Data:

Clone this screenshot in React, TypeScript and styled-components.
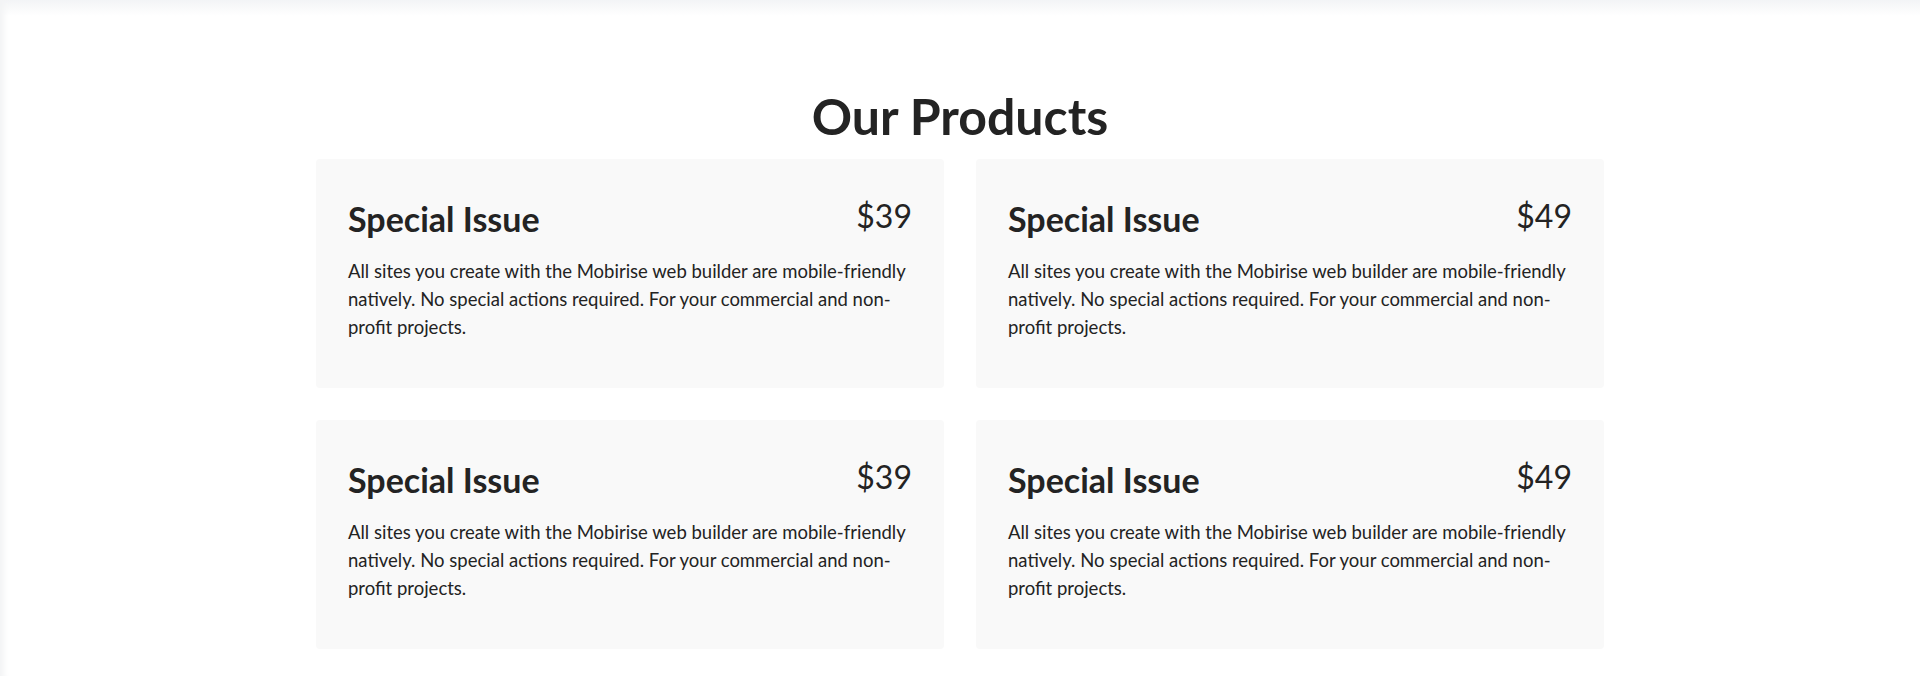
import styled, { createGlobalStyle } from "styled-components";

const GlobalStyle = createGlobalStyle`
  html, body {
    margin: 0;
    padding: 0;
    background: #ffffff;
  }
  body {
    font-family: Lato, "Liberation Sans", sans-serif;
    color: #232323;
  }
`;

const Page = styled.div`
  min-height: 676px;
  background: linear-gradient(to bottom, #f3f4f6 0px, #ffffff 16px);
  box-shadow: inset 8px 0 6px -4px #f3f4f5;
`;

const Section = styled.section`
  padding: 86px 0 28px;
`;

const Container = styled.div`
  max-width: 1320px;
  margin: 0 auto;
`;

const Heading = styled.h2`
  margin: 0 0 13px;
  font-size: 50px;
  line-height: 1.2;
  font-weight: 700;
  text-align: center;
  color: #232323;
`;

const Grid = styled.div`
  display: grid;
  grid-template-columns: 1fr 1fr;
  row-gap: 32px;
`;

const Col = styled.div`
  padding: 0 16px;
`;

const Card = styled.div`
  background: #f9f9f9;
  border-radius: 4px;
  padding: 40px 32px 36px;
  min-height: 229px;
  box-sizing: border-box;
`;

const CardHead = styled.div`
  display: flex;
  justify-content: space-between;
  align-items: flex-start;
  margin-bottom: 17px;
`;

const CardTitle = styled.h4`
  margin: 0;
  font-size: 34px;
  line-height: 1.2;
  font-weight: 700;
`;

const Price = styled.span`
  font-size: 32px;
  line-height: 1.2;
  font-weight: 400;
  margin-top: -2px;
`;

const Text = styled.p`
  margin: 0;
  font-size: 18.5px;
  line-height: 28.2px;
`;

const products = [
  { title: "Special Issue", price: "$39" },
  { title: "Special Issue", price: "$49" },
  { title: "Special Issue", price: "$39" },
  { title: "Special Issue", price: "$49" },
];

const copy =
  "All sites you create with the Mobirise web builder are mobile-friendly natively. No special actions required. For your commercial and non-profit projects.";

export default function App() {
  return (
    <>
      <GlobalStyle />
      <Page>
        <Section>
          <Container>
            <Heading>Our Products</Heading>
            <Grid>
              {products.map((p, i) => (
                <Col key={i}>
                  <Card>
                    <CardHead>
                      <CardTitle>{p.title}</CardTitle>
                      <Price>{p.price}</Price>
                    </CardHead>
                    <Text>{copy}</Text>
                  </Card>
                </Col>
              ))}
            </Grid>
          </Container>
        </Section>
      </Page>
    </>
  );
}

---

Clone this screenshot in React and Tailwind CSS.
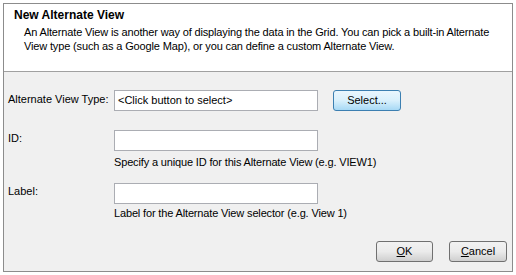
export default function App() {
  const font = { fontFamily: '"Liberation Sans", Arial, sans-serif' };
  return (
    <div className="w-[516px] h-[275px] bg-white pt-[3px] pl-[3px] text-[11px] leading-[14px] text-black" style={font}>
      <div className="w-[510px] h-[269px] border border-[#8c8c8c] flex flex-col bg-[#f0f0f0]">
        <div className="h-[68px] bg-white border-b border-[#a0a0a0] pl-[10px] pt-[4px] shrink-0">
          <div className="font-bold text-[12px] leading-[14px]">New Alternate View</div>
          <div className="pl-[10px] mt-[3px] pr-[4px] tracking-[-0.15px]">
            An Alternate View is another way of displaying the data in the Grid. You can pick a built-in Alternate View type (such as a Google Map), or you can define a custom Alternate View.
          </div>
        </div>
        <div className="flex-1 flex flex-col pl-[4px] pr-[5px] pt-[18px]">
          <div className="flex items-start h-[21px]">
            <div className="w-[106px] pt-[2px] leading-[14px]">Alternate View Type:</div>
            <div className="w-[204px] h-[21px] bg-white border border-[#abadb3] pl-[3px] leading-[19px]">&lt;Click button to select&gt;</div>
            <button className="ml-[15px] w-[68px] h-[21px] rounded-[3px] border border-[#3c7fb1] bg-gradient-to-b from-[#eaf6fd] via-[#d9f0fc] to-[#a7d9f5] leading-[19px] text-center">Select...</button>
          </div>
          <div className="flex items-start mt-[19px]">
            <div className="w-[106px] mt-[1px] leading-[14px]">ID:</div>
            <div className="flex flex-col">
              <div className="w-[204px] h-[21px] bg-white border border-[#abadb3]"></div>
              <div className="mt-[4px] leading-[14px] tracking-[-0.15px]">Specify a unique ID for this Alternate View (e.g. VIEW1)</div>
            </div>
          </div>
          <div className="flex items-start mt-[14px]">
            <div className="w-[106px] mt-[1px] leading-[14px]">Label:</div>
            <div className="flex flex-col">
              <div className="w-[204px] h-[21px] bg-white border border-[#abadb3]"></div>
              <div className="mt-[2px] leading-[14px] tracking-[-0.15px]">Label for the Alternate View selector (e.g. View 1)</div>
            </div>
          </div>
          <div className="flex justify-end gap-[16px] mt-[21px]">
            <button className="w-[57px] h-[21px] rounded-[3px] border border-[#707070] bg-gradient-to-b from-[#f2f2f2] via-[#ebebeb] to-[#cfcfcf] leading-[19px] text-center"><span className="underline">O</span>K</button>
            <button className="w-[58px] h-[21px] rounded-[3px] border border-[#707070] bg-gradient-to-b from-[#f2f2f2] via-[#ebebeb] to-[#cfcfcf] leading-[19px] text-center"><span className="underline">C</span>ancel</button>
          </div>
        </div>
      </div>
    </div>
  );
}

Written problem: Take the stretch from the line containing "Clone this screenshot in React, TypeScript" through the line containing "sites you create" and reproduce it exactly, both ends included. Omit the pictures.

Exercise result:
Clone this screenshot in React, TypeScript and styled-components.
import styled, { createGlobalStyle } from "styled-components";

const GlobalStyle = createGlobalStyle`
  html, body {
    margin: 0;
    padding: 0;
    background: #ffffff;
  }
  body {
    font-family: Lato, "Liberation Sans", sans-serif;
    color: #232323;
  }
`;

const Page = styled.div`
  min-height: 676px;
  background: linear-gradient(to bottom, #f3f4f6 0px, #ffffff 16px);
  box-shadow: inset 8px 0 6px -4px #f3f4f5;
`;

const Section = styled.section`
  padding: 86px 0 28px;
`;

const Container = styled.div`
  max-width: 1320px;
  margin: 0 auto;
`;

const Heading = styled.h2`
  margin: 0 0 13px;
  font-size: 50px;
  line-height: 1.2;
  font-weight: 700;
  text-align: center;
  color: #232323;
`;

const Grid = styled.div`
  display: grid;
  grid-template-columns: 1fr 1fr;
  row-gap: 32px;
`;

const Col = styled.div`
  padding: 0 16px;
`;

const Card = styled.div`
  background: #f9f9f9;
  border-radius: 4px;
  padding: 40px 32px 36px;
  min-height: 229px;
  box-sizing: border-box;
`;

const CardHead = styled.div`
  display: flex;
  justify-content: space-between;
  align-items: flex-start;
  margin-bottom: 17px;
`;

const CardTitle = styled.h4`
  margin: 0;
  font-size: 34px;
  line-height: 1.2;
  font-weight: 700;
`;

const Price = styled.span`
  font-size: 32px;
  line-height: 1.2;
  font-weight: 400;
  margin-top: -2px;
`;

const Text = styled.p`
  margin: 0;
  font-size: 18.5px;
  line-height: 28.2px;
`;

const products = [
  { title: "Special Issue", price: "$39" },
  { title: "Special Issue", price: "$49" },
  { title: "Special Issue", price: "$39" },
  { title: "Special Issue", price: "$49" },
];

const copy =
  "All sites you create with the Mobirise web builder are mobile-friendly natively. No special actions required. For your commercial and non-profit projects.";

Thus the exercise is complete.